First let me say what a wonderful place Barcelona is, beautiful weather, fantastic architecture (the building kind), I even stayed in a Hotel which was designed by Gaudy, dined in the restaurant were Picasso ate when he was young and paid for his bill with sketches which were still on the walls. A truly memorable experience.

Work was also memorable because trying to move the development team to VB from CICS was a challenge. They were used to rigorous flowcharting and modular development with a 4 – 6 month analysis period before starting to program. They were also used to 24x80 green screen alpha input. They spent 3 days looking at a copy of Expedia we had bought in amazement and voluble Spanish. No matter what we did we could not get them to start programming so in the end John just started to write VB and they stood behind him and watched.

It was a sight I don’t think I will easily forget. A tall, skinny Scot pounding out VB code interspersed with swear words surrounded by a group of vigorously puffing Spaniards (they all chain smoked). By the evening you could hardly see through the smoke but could still hear the swearing; I think it was a couple of days before the Spaniards realised that F*** wasn’t a piece of VB syntax!

Suddenly the development team cottoned on. Their Lead said to me (via interpreter) “So you just write code”. I agreed that was pretty much how you wrote VB (and this before agile was even thought of J). I did point out however that they still had to be careful about locking and transactions to vigorous nodding from the team. I later found out that the interpreter may have known Spanish and English he didn’t know anything about computing so what he said that they agreed to I have no idea.

The team dispersed to their workstations, I set up the databases and servers and peace and harmony reigned for 2 weeks. Looking through the source I was concerned that I couldn’t find any locking or transactional code and quizzed the Lead. He nodded a lot so I assumed they were going to put it in later. Finally the day of the stress test arrived and we got to 10 users before the whole system ground to a halt. Consternation all around and I was given a Spanish computing publication which had an article about how “Windows doesn’t scale”; in Spanish of course. I think I could probably recognise that phrase in any language.

An all hands meeting was called and I asked: “where is the locking and transaction code?” Blank stares. After much discussion it transpired that they had not put any in. “Why not?” I asked, after all this was a crack team used to high throughput transactional applications. The lead (via interpreter) explained to me that as VB did all the screen handling in a magical (to them) way they thought it would do the same for the transactional code. Not so I explain. Dawning recognition of the problem on the teams faces and back they went to their workstations. Another two weeks elapsed (note how long it took to make the code scalable rather than just functional, although retrofitting transactions was not a joy) and now the application streaked through the stress test.

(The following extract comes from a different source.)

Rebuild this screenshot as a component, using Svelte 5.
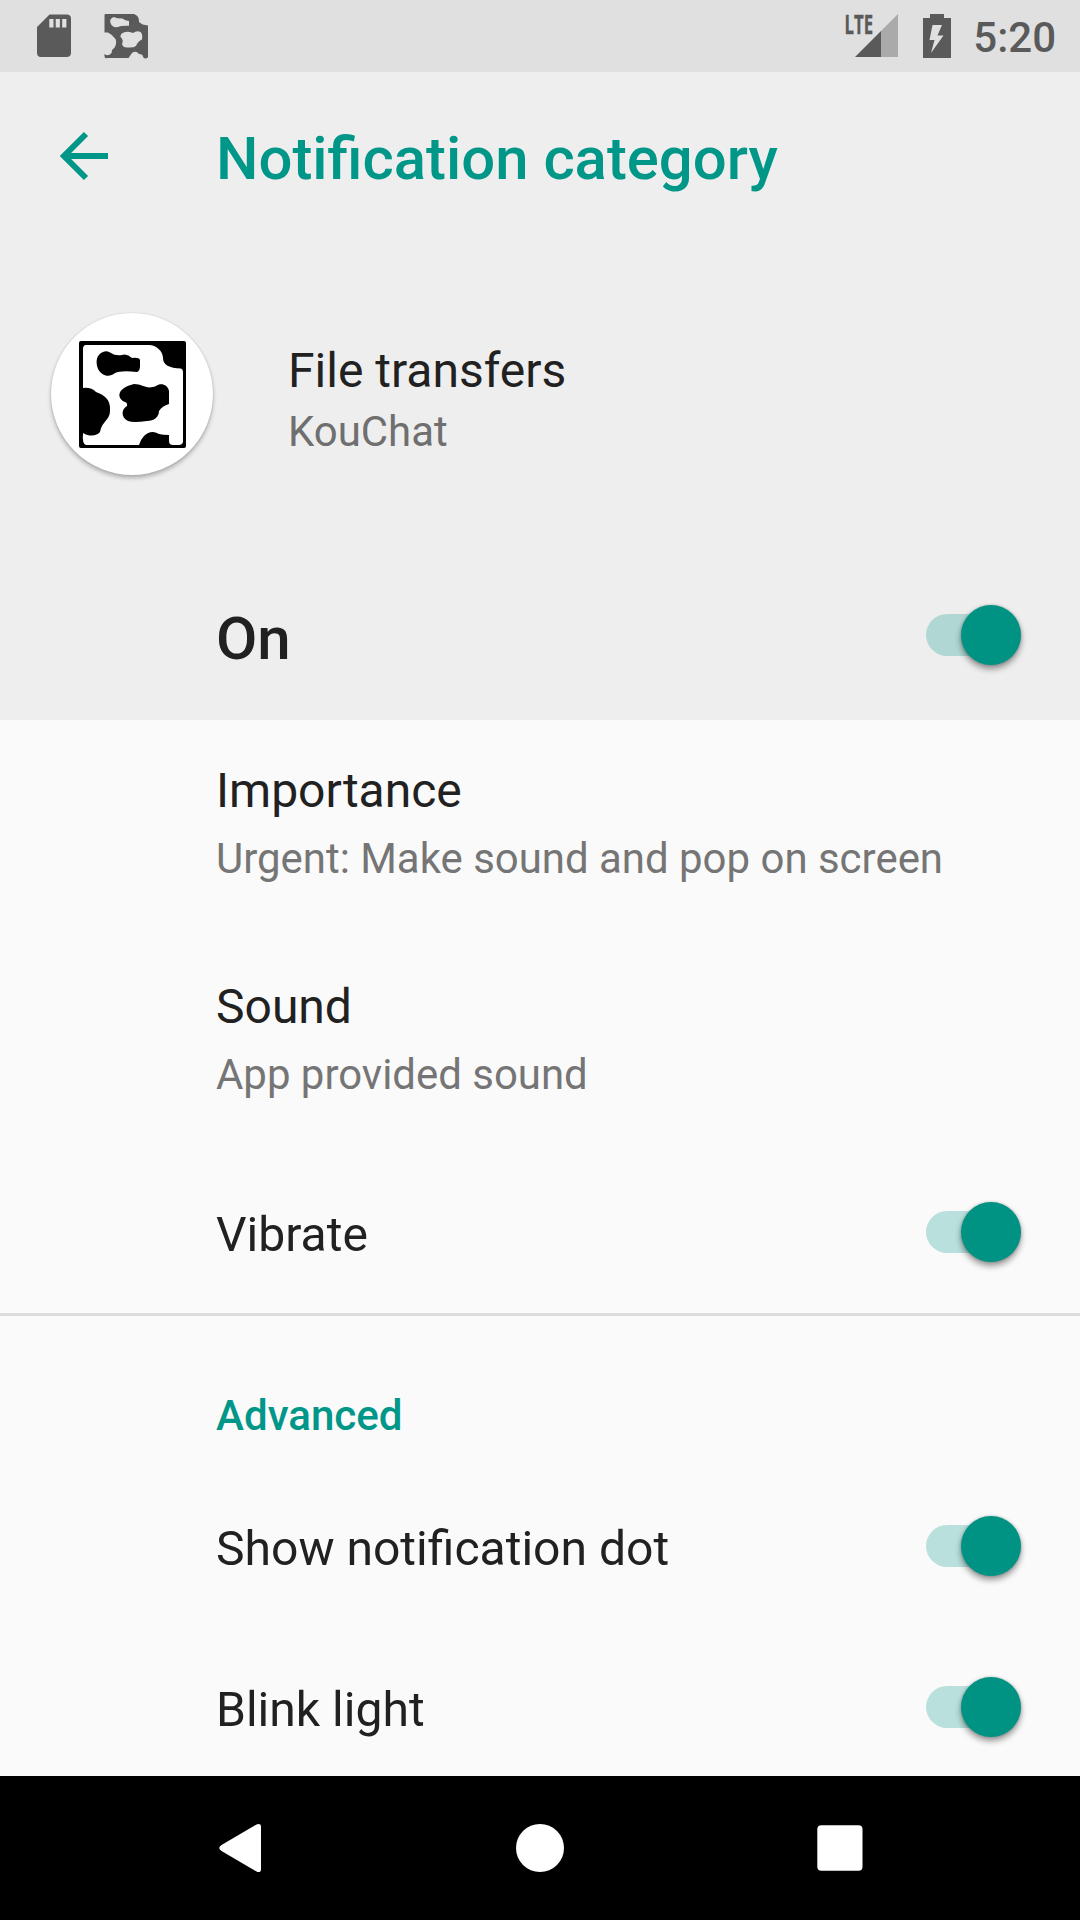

So the moral of the story is that you can forget your architectural training if you are working in a new environment although it is pretty easy to get it back, certainly a lot easier than it is to teach new programmers about transactions!

Comments

  • Anonymous
    February 10, 2004
    You know what Dijkstra said about COBOL...

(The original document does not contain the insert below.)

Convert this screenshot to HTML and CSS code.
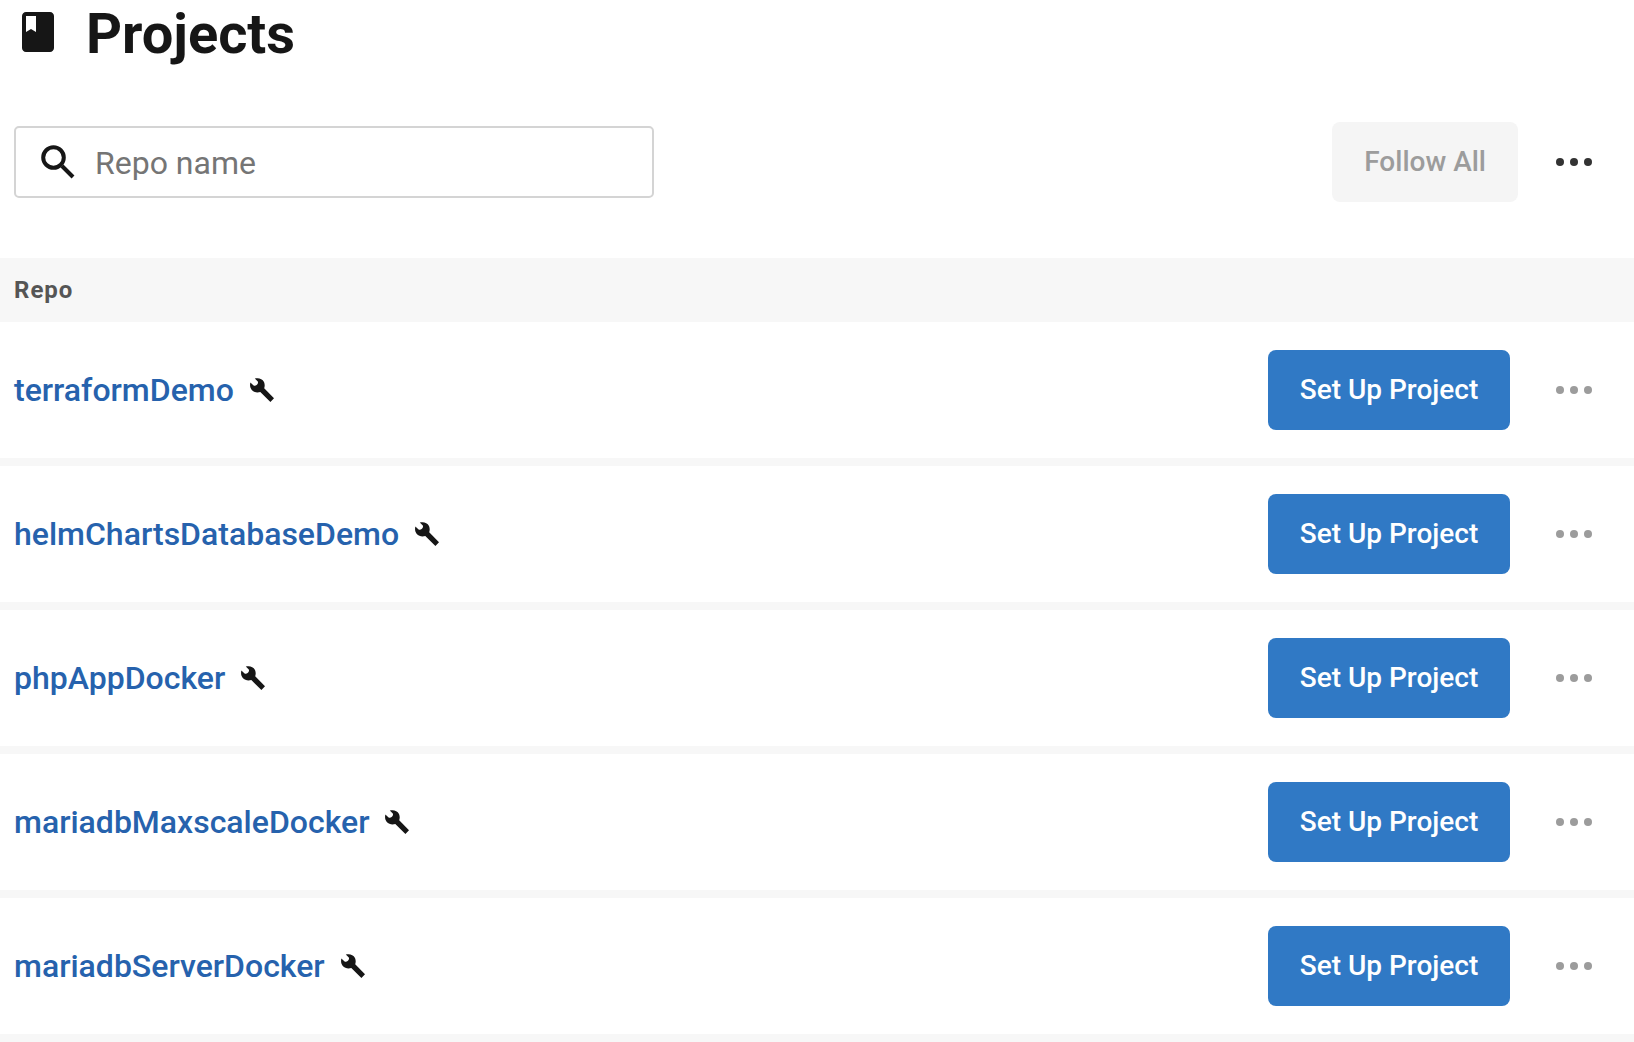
FILE: index.html
```html
<!DOCTYPE html>
<html lang="en">
<head>
  <meta charset="utf-8">
  <meta name="viewport" content="width=device-width, initial-scale=1">
  <title>Projects</title>
  <link rel="stylesheet" href="styles.css">
</head>
<body>
  <svg class="sprite" aria-hidden="true">
    <symbol id="icon-wrench" viewBox="0 0 24 24">
      <path d="M4.800.6C8-.5 12.200.3 14 4c.9 2.200.9 4.200.2 6.200L24 20.200 20.400 24 10.300 14c-3 1-6.300.4-8.700-2.300C0 9.500-.3 7 .4 4.400L3.600 7.500c2.100 1.200 5.300-1.800 4.200-4z"/>
    </symbol>
    <symbol id="icon-dots" viewBox="0 0 36 8">
      <circle cx="4" cy="4" r="4"/><circle cx="18" cy="4" r="4"/><circle cx="32" cy="4" r="4"/>
    </symbol>
  </svg>

  <header class="page-header">
    <svg class="page-icon" viewBox="0 0 24 24" aria-hidden="true">
      <path d="M18 2H6c-1.100 0-2 .9-2 2v16c0 1.100.9 2 2 2h12c1.100 0 2-.9 2-2V4c0-1.100-.9-2-2-2zM6 4h5v8l-2.500-1.500L6 12V4z"/>
    </svg>
    <h1 class="page-title">Projects</h1>
  </header>

  <main>
    <div class="toolbar">
      <label class="search">
        <svg class="search-icon" viewBox="0 0 34 34" aria-hidden="true">
          <circle cx="12.500" cy="12.500" r="10.300"/>
          <path d="M21 21L32 32"/>
        </svg>
        <input class="search-input" type="text" placeholder="Repo name" aria-label="Repo name">
      </label>
      <div class="toolbar-actions">
        <button class="button button-muted" type="button" disabled>Follow All</button>
        <button class="menu menu-dark" type="button" aria-label="More options"><svg class="dots"><use href="#icon-dots"/></svg></button>
      </div>
    </div>

    <table class="projects">
      <thead>
        <tr><th class="heading" colspan="2" scope="col">Repo</th></tr>
      </thead>
      <tbody>
        <tr>
          <td class="repo-cell"><div class="repo"><a class="repo-link" href="#">terraformDemo</a><svg class="wrench" aria-hidden="true"><use href="#icon-wrench"/></svg></div></td>
          <td class="action-cell"><div class="actions"><button class="button button-primary" type="button">Set Up Project</button><button class="menu" type="button" aria-label="More options for terraformDemo"><svg class="dots"><use href="#icon-dots"/></svg></button></div></td>
        </tr>
        <tr>
          <td class="repo-cell"><div class="repo"><a class="repo-link" href="#">helmChartsDatabaseDemo</a><svg class="wrench" aria-hidden="true"><use href="#icon-wrench"/></svg></div></td>
          <td class="action-cell"><div class="actions"><button class="button button-primary" type="button">Set Up Project</button><button class="menu" type="button" aria-label="More options for helmChartsDatabaseDemo"><svg class="dots"><use href="#icon-dots"/></svg></button></div></td>
        </tr>
        <tr>
          <td class="repo-cell"><div class="repo"><a class="repo-link" href="#">phpAppDocker</a><svg class="wrench" aria-hidden="true"><use href="#icon-wrench"/></svg></div></td>
          <td class="action-cell"><div class="actions"><button class="button button-primary" type="button">Set Up Project</button><button class="menu" type="button" aria-label="More options for phpAppDocker"><svg class="dots"><use href="#icon-dots"/></svg></button></div></td>
        </tr>
        <tr>
          <td class="repo-cell"><div class="repo"><a class="repo-link" href="#">mariadbMaxscaleDocker</a><svg class="wrench" aria-hidden="true"><use href="#icon-wrench"/></svg></div></td>
          <td class="action-cell"><div class="actions"><button class="button button-primary" type="button">Set Up Project</button><button class="menu" type="button" aria-label="More options for mariadbMaxscaleDocker"><svg class="dots"><use href="#icon-dots"/></svg></button></div></td>
        </tr>
        <tr>
          <td class="repo-cell"><div class="repo"><a class="repo-link" href="#">mariadbServerDocker</a><svg class="wrench" aria-hidden="true"><use href="#icon-wrench"/></svg></div></td>
          <td class="action-cell"><div class="actions"><button class="button button-primary" type="button">Set Up Project</button><button class="menu" type="button" aria-label="More options for mariadbServerDocker"><svg class="dots"><use href="#icon-dots"/></svg></button></div></td>
        </tr>
      </tbody>
    </table>
  </main>
</body>
</html>
```
FILE: styles.css
```css
* {
  box-sizing: border-box;
}

body {
  margin: 0;
  background: #fff;
  color: #161616;
  font-family: Roboto, "Liberation Sans", sans-serif;
}

svg {
  display: block;
  flex: none;
  fill: currentColor;
}

.sprite {
  display: none;
}

.page-header {
  display: flex;
  align-items: flex-start;
  gap: 24px;
  padding: 0 14px;
}

.page-icon {
  width: 48px;
  height: 48px;
  margin-top: 8px;
}

.page-title {
  margin: 0;
  font-size: 56px;
  font-weight: 700;
  line-height: 68px;
}

.toolbar {
  display: flex;
  align-items: center;
  justify-content: space-between;
  gap: 32px;
  padding: 54px 32px 56px 14px;
}

.search {
  display: flex;
  align-items: center;
  gap: 20px;
  flex: 0 1 640px;
  height: 72px;
  padding: 0 25px;
  border: 2px solid #d4d4d4;
  border-radius: 5px;
}

.search-icon {
  width: 34px;
  height: 34px;
  fill: none;
  stroke: currentColor;
  stroke-width: 4;
}

.search-input {
  flex: 1;
  min-width: 0;
  padding: 2px 0 0;
  border: 0;
  outline: 0;
  background: none;
  color: inherit;
  font: 400 32px/40px Roboto, "Liberation Sans", sans-serif;
}

.search-input::placeholder {
  color: #757575;
  opacity: 1;
}

.toolbar-actions {
  display: flex;
  align-items: center;
  gap: 28px;
}

.button {
  height: 80px;
  padding: 0 32px;
  border: 0;
  border-radius: 8px;
  font: 500 28px/32px Roboto, "Liberation Sans", sans-serif;
  white-space: nowrap;
}

.button-primary {
  width: 242px;
  padding: 0 24px;
  background: #3079c5;
  color: #fff;
}

.button-muted {
  background: #f5f5f5;
  color: #9c9c9c;
}

.menu {
  padding: 20px 10px;
  border: 0;
  background: none;
  color: #9c9c9c;
}

.menu-dark {
  color: #333;
}

.dots {
  width: 36px;
  height: 8px;
}

.projects {
  width: 100%;
  border-collapse: collapse;
}

.heading {
  height: 64px;
  padding: 0 14px;
  background: #f7f7f7;
  color: #555;
  font-size: 24px;
  font-weight: 700;
  line-height: 32px;
  letter-spacing: 1px;
  text-align: left;
}

.repo-cell,
.action-cell {
  padding: 28px 32px 36px 14px;
  box-shadow: inset 0 -8px #f7f7f7;
}

.repo,
.actions {
  display: flex;
  align-items: center;
}

.repo {
  gap: 16px;
}

.repo-link {
  color: #2662ad;
  font-size: 32px;
  font-weight: 500;
  line-height: 40px;
  text-decoration: none;
}

.wrench {
  width: 24px;
  height: 24px;
}

.actions {
  justify-content: flex-end;
  gap: 36px;
}
```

    http://www.math.uwaterloo.ca/~shallit/Courses/134/dijkstra.html
  • Anonymous
    February 10, 2004
    The comment has been removed
  • Anonymous
    February 10, 2004
    No, not at all. I agree with you. Selling architecture is hard and will continue to be so until people understand what it is about, really the point of the bolg, how do we educate people about architetcure
  • Anonymous
    February 10, 2004
    Michael

    It sounds like spending a week working with you would be a great laugh ;)

  • Anonymous
    February 11, 2004
    The comment has been removed
  • Anonymous
    February 11, 2004
    Talking of architecting code, I always have lots of debugging helpful things in my code, if a method returns a retval, I set one, so I can see it clearly in the debugger with intellisense, and also its there to use later if I need to test on that.

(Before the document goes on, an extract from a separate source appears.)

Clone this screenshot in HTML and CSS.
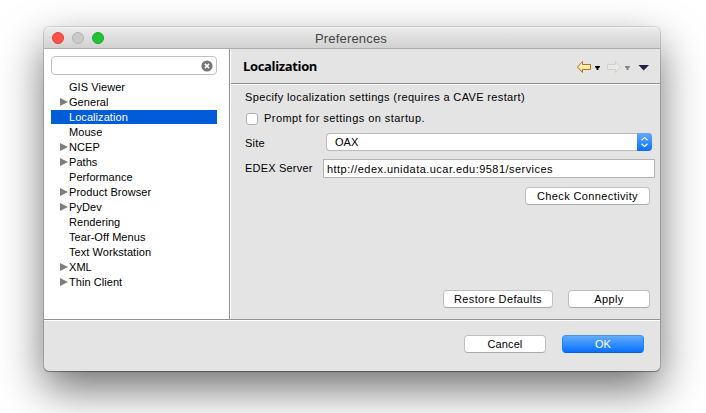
FILE: index.html
```html
<!DOCTYPE html>
<html lang="en">
<head>
<meta charset="utf-8">
<title>Preferences</title>
<link rel="stylesheet" href="styles.css">
</head>
<body>
<div class="window">
  <header class="titlebar">
    <div class="lights"><i class="light close"></i><i class="light minimize"></i><i class="light maximize"></i></div>
    <span class="title">Preferences</span>
  </header>
  <div class="main">
    <aside class="sidebar">
      <div class="search">
        <svg width="12" height="12" viewBox="0 0 12 12"><circle cx="6" cy="6" r="5.6" fill="#777"/><path d="M3.9 3.9l4.2 4.2M8.1 3.9L3.9 8.1" stroke="#fff" stroke-width="1.6"/></svg>
      </div>
      <ul class="tree">
        <li><span>GIS Viewer</span></li>
        <li class="branch"><span>General</span></li>
        <li class="selected"><span>Localization</span></li>
        <li><span>Mouse</span></li>
        <li class="branch"><span>NCEP</span></li>
        <li class="branch"><span>Paths</span></li>
        <li><span>Performance</span></li>
        <li class="branch"><span>Product Browser</span></li>
        <li class="branch"><span>PyDev</span></li>
        <li><span>Rendering</span></li>
        <li><span>Tear-Off Menus</span></li>
        <li><span>Text Workstation</span></li>
        <li class="branch"><span>XML</span></li>
        <li class="branch"><span>Thin Client</span></li>
      </ul>
    </aside>
    <section class="page">
      <div class="page-head">
        <h1>Localization</h1>
        <svg class="nav" width="76" height="14" viewBox="0 0 76 14">
          <defs><linearGradient id="gold" x1="0" y1="0" x2="0" y2="1"><stop offset="0" stop-color="#fffbe0"/><stop offset="1" stop-color="#fbd978"/></linearGradient></defs>
          <path d="M1.500 7L6.500 1.500V4.500H14.500V9.500H6.500V12.500Z" fill="url(#gold)" stroke="#b0741c"/>
          <path d="M19 6h5v1h-.5v1h-1v2h-2V8h-1V7h-.5z" fill="#000"/>
          <path d="M44.500 7L39.500 1.500V4.500H31.500V9.500H39.500V12.500Z" fill="#e9e9e7" stroke="#d0d0cd"/>
          <path d="M49 6h5v1h-.5v1h-1v2h-2V8h-1V7h-.5z" fill="#858585"/>
          <path d="M62.500 5H73L67.700 10.500Z" fill="#292047"/>
        </svg>
      </div>
      <div class="page-body">
        <p class="intro">Specify localization settings (requires a CAVE restart)</p>
        <div class="check"><i class="box"></i><span>Prompt for settings on startup.</span></div>
        <div class="row site">
          <span class="label">Site</span>
          <div class="select"><span>OAX</span>
            <div class="stepper"><svg width="15" height="18" viewBox="0 0 15 18"><path d="M4.500 7.200L7.500 4.600L10.500 7.200M4.500 10.800L7.500 13.400L10.500 10.800" fill="none" stroke="#fff" stroke-width="1.300"/></svg></div>
          </div>
        </div>
        <div class="row server">
          <span class="label">EDEX Server</span>
          <div class="field">http://edex.unidata.ucar.edu:9581/services</div>
        </div>
        <div class="connect"><div class="button check-button">Check Connectivity</div></div>
        <div class="page-actions"><div class="button restore">Restore Defaults</div><div class="button apply">Apply</div></div>
      </div>
    </section>
  </div>
  <footer class="footer"><div class="button cancel">Cancel</div><div class="button ok">OK</div></footer>
</div>
</body>
</html>
```
FILE: styles.css
```css
* { box-sizing: border-box; }
html, body { height: 100%; overflow: hidden; }
body {
  margin: 0;
  padding: 27px 46px 42px 44px;
  background: #fff;
  font: 11px/15px "Liberation Sans", Arial, sans-serif;
  color: #000;
}
.window {
  display: flex;
  flex-direction: column;
  width: 616px;
  height: 344px;
  border-radius: 5px;
  overflow: hidden;
  background: #e4e4e4;
  box-shadow: 0 0 0 1px rgba(0,0,0,.13), 0 1px 1px rgba(0,0,0,.3), 0 18px 44px rgba(0,0,0,.56);
}
.titlebar {
  display: flex;
  align-items: center;
  height: 22px;
  flex: none;
  border-bottom: 1px solid #acacac;
  border-top: 1px solid #f4f4f4;
  background: linear-gradient(#ebebeb, #d1d1d1);
}
.lights { display: flex; gap: 8px; width: 130px; padding-left: 8px; }
.light { width: 12px; height: 12px; border-radius: 50%; border: 1px solid; }
.close { background: #ff5148; border-color: #e33e37; }
.minimize { background: #cacaca; border-color: #b4b4b4; }
.maximize { background: #22c138; border-color: #12ac28; }
.title { flex: 1; padding-right: 132px; text-align: center; font-size: 13px; color: #444; letter-spacing: .17px; }
.main { display: flex; height: 270px; flex: none; }
.sidebar { width: 186px; padding: 7px 0 0 7px; background: #fff; border-right: 1px solid #929292; }
.search {
  display: flex;
  align-items: center;
  justify-content: flex-end;
  width: 166px;
  height: 19px;
  padding-right: 3px;
  border: 1px solid #c0c0c0;
  border-radius: 4px;
}
.tree { list-style: none; margin: 5px 0 0; padding: 0; }
.tree li { display: flex; align-items: center; width: 166px; height: 14px; margin-bottom: 1px; padding-left: 18px; letter-spacing: .06px; }
.branch::before {
  content: "";
  width: 0;
  margin-left: -9px;
  margin-right: 1px;
  border: solid transparent;
  border-width: 4.500px 0 4.500px 8px;
  border-left-color: #7e7e7e;
}
.tree .selected { background: #005cd9; color: #fff; }
.page { flex: 1; border-left: 1px solid #fff; }
.page-head {
  display: flex;
  align-items: center;
  justify-content: space-between;
  height: 36px;
  padding: 0 8px 0 12px;
  border-bottom: 1px solid #fff;
  box-shadow: inset 0 -1px #929292;
}
h1 { margin: 0; font: bold 13px/16px "Open Sans", sans-serif; letter-spacing: -.35px; position: relative; top: -1px; }
.page-body { display: flex; flex-direction: column; height: 234px; padding: 5px 0 0 14px; letter-spacing: .28px; }
.intro { margin: 0; letter-spacing: .36px; }
.check { display: flex; align-items: center; gap: 6px; height: 15px; margin: 6px 0 0 1px; letter-spacing: .44px; }
.box { width: 12px; height: 12px; border: 1px solid #b0b0b0; border-radius: 3px; background: #fff; }
.row { display: flex; align-items: center; }
.label { flex: none; letter-spacing: .2px; }
.site { height: 18px; margin-top: 7px; }
.site .label { width: 81px; padding-top: 2px; }
.select {
  display: flex;
  align-items: center;
  justify-content: space-between;
  width: 326px;
  height: 18px;
  padding-left: 8px;
  border: 1px solid #bababa;
  border-right: 0;
  border-radius: 4px;
  background: #fff;
  letter-spacing: 0;
}
.stepper { width: 15px; height: 18px; border-radius: 0 4px 4px 0; background: linear-gradient(#61aafb, #0870ff); }
.stepper svg { display: block; }
.server { height: 19px; margin-top: 8px; }
.server .label { width: 78px; }
.field { width: 332px; height: 19px; padding-left: 3px; border: 1px solid #b3b3b3; background: #fff; line-height: 18px; letter-spacing: .46px; }
.button {
  height: 18px;
  border: 1px solid #c0c0c0;
  border-bottom-color: #a9a9a9;
  border-radius: 4px;
  background: #fff;
  text-align: center;
  line-height: 16px;
  letter-spacing: .38px;
}
.connect { display: flex; justify-content: flex-end; margin-top: 9px; padding-right: 10px; }
.check-button { width: 125px; }
.page-actions { display: flex; justify-content: flex-end; gap: 15px; margin: auto 10px 11px 0; }
.restore { width: 110px; }
.apply { width: 82px; }
.footer {
  display: flex;
  justify-content: flex-end;
  flex: 1;
  gap: 16px;
  padding: 15px 16px 0 0;
  border-top: 1px solid #929292;
  box-shadow: inset 0 1px #fff;
}
.cancel, .ok { width: 82px; letter-spacing: .1px; }
.ok { color: #fff; background: linear-gradient(#62adfc, #0870ff); border-color: #4596ee #2583f7 #0b62e0; }
```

    I always add lots of events that I can subscribe to for testing and debugging, and debugging interfaces. Im just tired of people crying this is a bug thats a bug when its not, this way I can just show them there and then on the spot, they can even test it themselves from theyre calling code.

  • Anonymous
    February 12, 2004
    Amen to everything you've said. I find that some folks get so hooked on being "loosely coupled" that they do so for the sake of being. It's annoying.